■ YOUR INSTRUCTIONS ■
Collect every line that includes the string "this".

■ Stored items ■

>> Start

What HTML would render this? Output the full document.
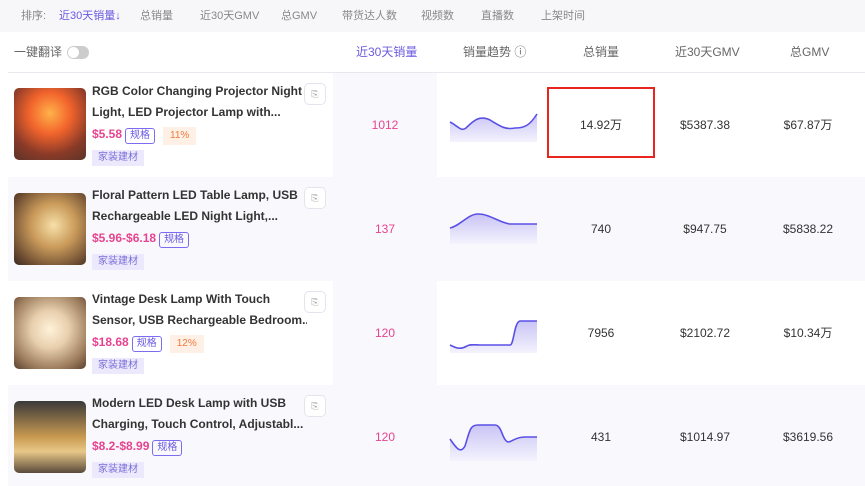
<!DOCTYPE html>
<html><head><meta charset="utf-8"><style>
*{margin:0;padding:0;box-sizing:border-box}
body{width:865px;height:486px;overflow:hidden;background:#fff;font-family:"Liberation Sans","Noto Sans CJK SC",sans-serif;position:relative;color:#333}
.a{position:absolute}
.sort{left:0;top:0;width:865px;height:32px;background:#f7f7fa;font-size:11px;color:#888}
.sort span{position:absolute;top:9px;line-height:14px}
.hd{font-size:12px;color:#666;top:44px;line-height:16px}
.row{left:8px;width:857px;height:104px}
.img{width:72px;height:72px;border-radius:5px;left:14px}
.t{left:92px;font-size:12px;font-weight:bold;color:#333;line-height:21px;width:215px;white-space:nowrap;overflow:hidden}
.p{font-size:12px;font-weight:bold;color:#e8438f}
.tag{display:inline-block;border:1px solid #7b6cf0;color:#6a5ae0;font-size:10px;border-radius:3px;padding:0 4px;line-height:14px;margin-left:3px;font-weight:normal}
.pct{display:inline-block;background:#fff0e6;color:#f07a3c;font-size:10px;padding:0 7px;line-height:18px;margin-left:8px;font-weight:normal}
.cat{left:92px;background:#ebe9fb;color:#7a6fd8;font-size:10px;padding:0 6px;line-height:16px}
.tr{left:304px;width:22px;height:22px;border:1px solid #e4e4ee;border-radius:5px;background:#fff;font-size:9px;color:#999;text-align:center;line-height:20px}
.n{font-size:12px;color:#333;text-align:center;line-height:16px;height:16px;white-space:nowrap}
.pk{color:#e8438f}
</style></head><body>
<div class="a sort"><span style="left:21px">排序:</span><span style="left:59px;color:#6a5ae0">近30天销量↓</span><span style="left:140px">总销量</span><span style="left:200px">近30天GMV</span><span style="left:281px">总GMV</span><span style="left:342px">带货达人数</span><span style="left:421px">视频数</span><span style="left:481px">直播数</span><span style="left:541px">上架时间</span></div>
<div class="a hd" style="left:14px">一键翻译</div>
<div class="a" style="left:67px;top:46px;width:22px;height:13px;border-radius:7px;background:#ccc"><div style="position:absolute;left:1px;top:1px;width:11px;height:11px;border-radius:50%;background:#fff"></div></div>
<div class="a hd" style="left:356px;color:#6a5ae0">近30天销量</div>
<div class="a hd" style="left:463px">销量趋势 ⓘ</div>
<div class="a hd" style="left:583px">总销量</div>
<div class="a hd" style="left:675px">近30天GMV</div>
<div class="a hd" style="left:790px">总GMV</div>
<div class="a" style="left:8px;top:72px;width:857px;height:1px;background:#e8e8ee"></div>

<div class="a row" style="top:73px;background:#fff"></div>
<div class="a" style="left:333px;top:73px;width:104px;height:104px;background:#f9f9fd"></div>
<div class="a row" style="top:177px;background:#f9f9fd"></div>
<div class="a row" style="top:281px;background:#fff"></div>
<div class="a" style="left:333px;top:281px;width:104px;height:104px;background:#f9f9fd"></div>
<div class="a row" style="top:385px;background:#f9f9fd;height:101px"></div>

<svg class="a" style="left:0;top:0" width="865" height="486">
<defs><linearGradient id="g" x1="0" y1="0" x2="0" y2="1"><stop offset="0" stop-color="#c9c4f5"/><stop offset="1" stop-color="#f4f3fd"/></linearGradient></defs>
<path d="M450 122 C458 126,461 132,466 128 C474 120,480 115,490 120 C500 126,505 130,515 128 C525 128,530 125,537 114 L537 142 L450 142Z" fill="url(#g)"/>
<path d="M450 122 C458 126,461 132,466 128 C474 120,480 115,490 120 C500 126,505 130,515 128 C525 128,530 125,537 114" fill="none" stroke="#5b50e6" stroke-width="1.6"/>
<path d="M450 228 C460 226,468 214,478 214 C490 214,500 223,510 224 L537 224 L537 244 L450 244Z" fill="url(#g)"/>
<path d="M450 228 C460 226,468 214,478 214 C490 214,500 223,510 224 L537 224" fill="none" stroke="#5b50e6" stroke-width="1.6"/>
<path d="M450 345 C456 348,460 350,467 346 C470 344,474 345,480 345 L510 345 C514 345,514 322,520 321 L537 321 L537 353 L450 353Z" fill="url(#g)"/>
<path d="M450 345 C456 348,460 350,467 346 C470 344,474 345,480 345 L510 345 C514 345,514 322,520 321 L537 321" fill="none" stroke="#5b50e6" stroke-width="1.6"/>
<path d="M450 439 C455 446,460 455,465 446 C470 430,470 425,478 425 L495 425 C502 425,502 440,508 442 C512 442,515 437,525 437 L537 437 L537 461 L450 461Z" fill="url(#g)"/>
<path d="M450 439 C455 446,460 455,465 446 C470 430,470 425,478 425 L495 425 C502 425,502 440,508 442 C512 442,515 437,525 437 L537 437" fill="none" stroke="#5b50e6" stroke-width="1.6"/>
<rect x="548" y="88" width="106" height="69" fill="none" stroke="#e8261f" stroke-width="2"/>
</svg>

<div class="a img" style="top:88px;background:radial-gradient(circle at 50% 35%,#ffb24a 0,#f2642c 35%,#8a3a28 70%,#5a3428 100%)"></div>
<div class="a t" style="top:81px">RGB Color Changing Projector Night<br>Light, LED Projector Lamp with...</div>
<div class="a" style="left:92px;top:125px"><span class="p">$5.58</span><span class="tag">规格</span><span class="pct">11%</span></div>
<div class="a cat" style="top:150px">家装建材</div>
<div class="a tr" style="top:83px">⎘</div>
<div class="a n pk" style="left:333px;width:104px;top:117px">1012</div>
<div class="a n" style="left:548px;width:106px;top:117px">14.92万</div>
<div class="a n" style="left:655px;width:100px;top:117px">$5387.38</div>
<div class="a n" style="left:758px;width:100px;top:117px">$67.87万</div>

<div class="a img" style="top:193px;background:radial-gradient(circle at 55% 45%,#f7e0a8 0,#c99a5a 40%,#6a4a30 80%,#3a2a20 100%)"></div>
<div class="a t" style="top:185px">Floral Pattern LED Table Lamp, USB<br>Rechargeable LED Night Light,...</div>
<div class="a" style="left:92px;top:229px"><span class="p">$5.96-$6.18</span><span class="tag">规格</span></div>
<div class="a cat" style="top:254px">家装建材</div>
<div class="a tr" style="top:187px">⎘</div>
<div class="a n pk" style="left:333px;width:104px;top:221px">137</div>
<div class="a n" style="left:548px;width:106px;top:221px">740</div>
<div class="a n" style="left:655px;width:100px;top:221px">$947.75</div>
<div class="a n" style="left:758px;width:100px;top:221px">$5838.22</div>

<div class="a img" style="top:297px;background:radial-gradient(circle at 50% 45%,#fff2d8 0,#e8cfae 35%,#9a7a5a 75%,#5a4030 100%)"></div>
<div class="a t" style="top:289px">Vintage Desk Lamp With Touch<br>Sensor, USB Rechargeable Bedroom...</div>
<div class="a" style="left:92px;top:333px"><span class="p">$18.68</span><span class="tag">规格</span><span class="pct">12%</span></div>
<div class="a cat" style="top:358px">家装建材</div>
<div class="a tr" style="top:291px">⎘</div>
<div class="a n pk" style="left:333px;width:104px;top:325px">120</div>
<div class="a n" style="left:548px;width:106px;top:325px">7956</div>
<div class="a n" style="left:655px;width:100px;top:325px">$2102.72</div>
<div class="a n" style="left:758px;width:100px;top:325px">$10.34万</div>

<div class="a img" style="top:401px;background:linear-gradient(180deg,#3a3a3a 0,#c89a50 50%,#e8c888 70%,#5a4a3a 100%)"></div>
<div class="a t" style="top:393px">Modern LED Desk Lamp with USB<br>Charging, Touch Control, Adjustabl...</div>
<div class="a" style="left:92px;top:437px"><span class="p">$8.2-$8.99</span><span class="tag">规格</span></div>
<div class="a cat" style="top:462px">家装建材</div>
<div class="a tr" style="top:395px">⎘</div>
<div class="a n pk" style="left:333px;width:104px;top:429px">120</div>
<div class="a n" style="left:548px;width:106px;top:429px">431</div>
<div class="a n" style="left:655px;width:100px;top:429px">$1014.97</div>
<div class="a n" style="left:758px;width:100px;top:429px">$3619.56</div>
</body></html>
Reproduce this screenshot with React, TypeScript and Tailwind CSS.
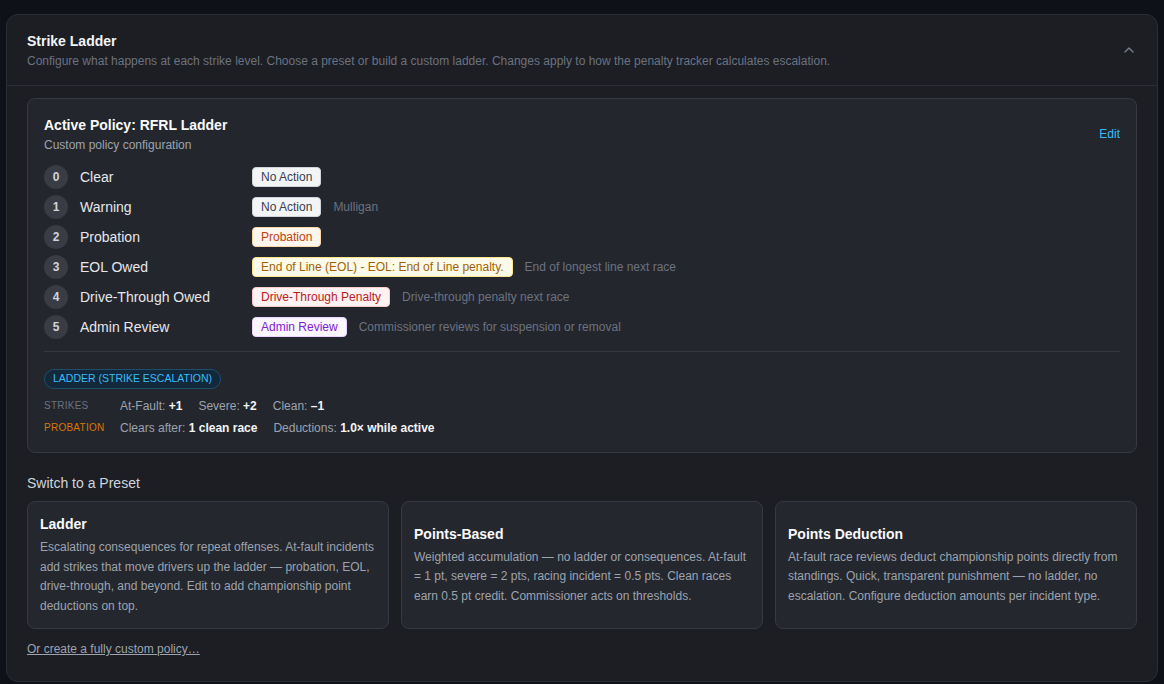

>> End

■ SOLUTION BELOW ■
What HTML would render this? Output the full document.
Reproduce this screenshot with React, TypeScript and Tailwind CSS.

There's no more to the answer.